The competitive environment is also tightening even in Ethiopia. Spiro has publicly flagged multi-city expansion ambitions. ARC Ride and Ampersand are active in East Africa and will not stay out of Addis Ababa indefinitely. Chinese manufacturers including Yadea and Transsion are entering on price and have supply chains that Dodai’s local assembly operation cannot match on unit cost. Dodai’s integrated package — local assembly, battery swapping, financing, and registration support — is designed to create switching costs that pure hardware sellers cannot match. Whether that holds as more capital floods the market is the central question for the next 18 months.

The expansion cities Dodai has named — Abidjan, Kinshasa, Accra, Dar es Salaam — are each vastly different markets in terms of regulatory environment, infrastructure maturity, and competitive dynamics.
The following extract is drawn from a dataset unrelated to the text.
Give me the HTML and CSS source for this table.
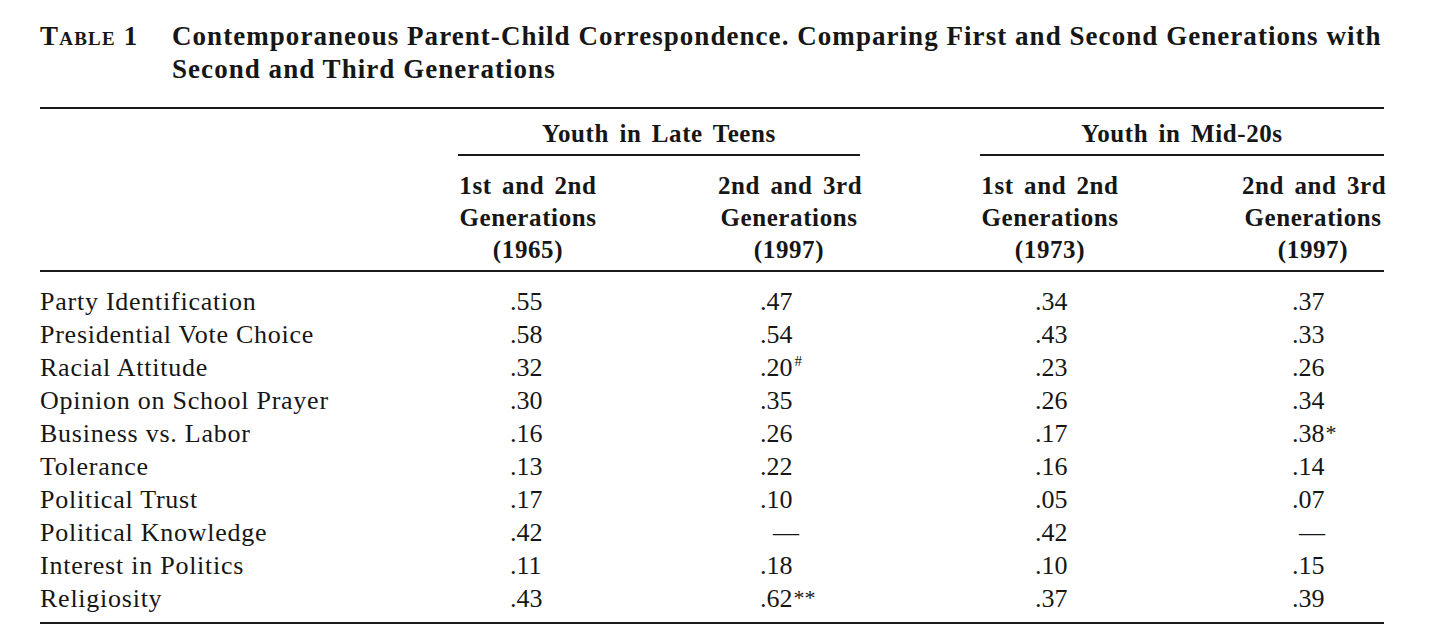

The local knowledge advantage that Dodai has spent three years building in Addis Ababa will not transfer automatically. Each new city will require its own ground-up relationship-building with regulators, mechanics, GPS providers, and microfinance partners. That is a formidable operational agenda for a 100-person company.

What to Watch

Dodai’s Series A is a credible milestone for East Africa’s e-mobility sector and a genuine signal that Ethiopia is maturing as an investment destination for climate-oriented capital. But the round is also a starting gun, not a finish line.

Watch for how quickly the company reaches its 30-station target in Addis Ababa, whether rider retention rates hold as competition intensifies, and whether the combination of BII’s development impact reporting and Japanese investors’ patience capital creates an environment where Dodai can build deliberately rather than being forced to scale faster than its operations can support.